Three American scientists shared the 2011 Nobel Prize for physics for the stunning discovery that the expansion of the universe is speeding up, meaning it may one day turn to ice, the prize committee said on Tuesday.

Scientists have known since the 1920s that the universe is expanding, as a result of the Big Bang some 14 billion years ago, but the discovery that this process is accelerating -- and not slowing as many thought -- rocked the research community.

"If the expansion will continue to speed up, the universe will end in ice," the Nobel committee said in a statement.

Half of the 10 million Swedish crown ($1.5 million) prize money went to American Saul Perlmutter and the rest to two members of a second team which conducted similar work -- U.S.-born Brian Schmidt, who is based in Australia, and American Adam Riess.

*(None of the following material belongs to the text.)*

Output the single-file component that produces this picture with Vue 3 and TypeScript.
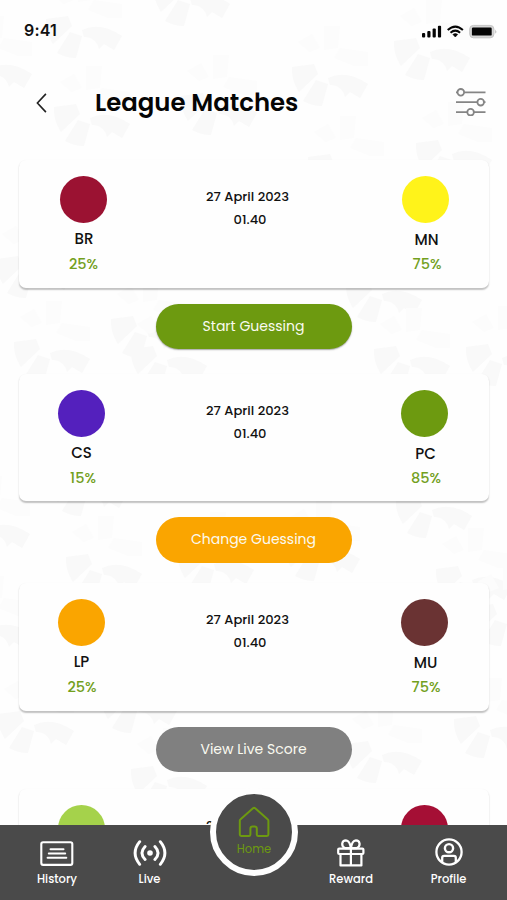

"We ended up telling the world we have this crazy result, the universe is speeding up," Schmidt told a news conference by telephone after the award was announced in Stockholm.

"It seemed too crazy to be right and I think we were a little scared," he added.

Nobel Committee for Physics at the Royal Swedish Academy of Sciences said in its statement that the discovery was made by looking at distant, exploding stars.

Instead of their light becoming brighter, it was fading.

"The surprising conclusion was that the expansion of the universe is not slowing down. Quite to the contrary, it is accelerating," the committee said.

The acceleration is thought to be driven by dark energy, although cosmologists have little idea what that is.

They estimate that dark energy -- a kind of inverse gravity, repelling matter that comes close to it -- accounts for around three quarters of the universe.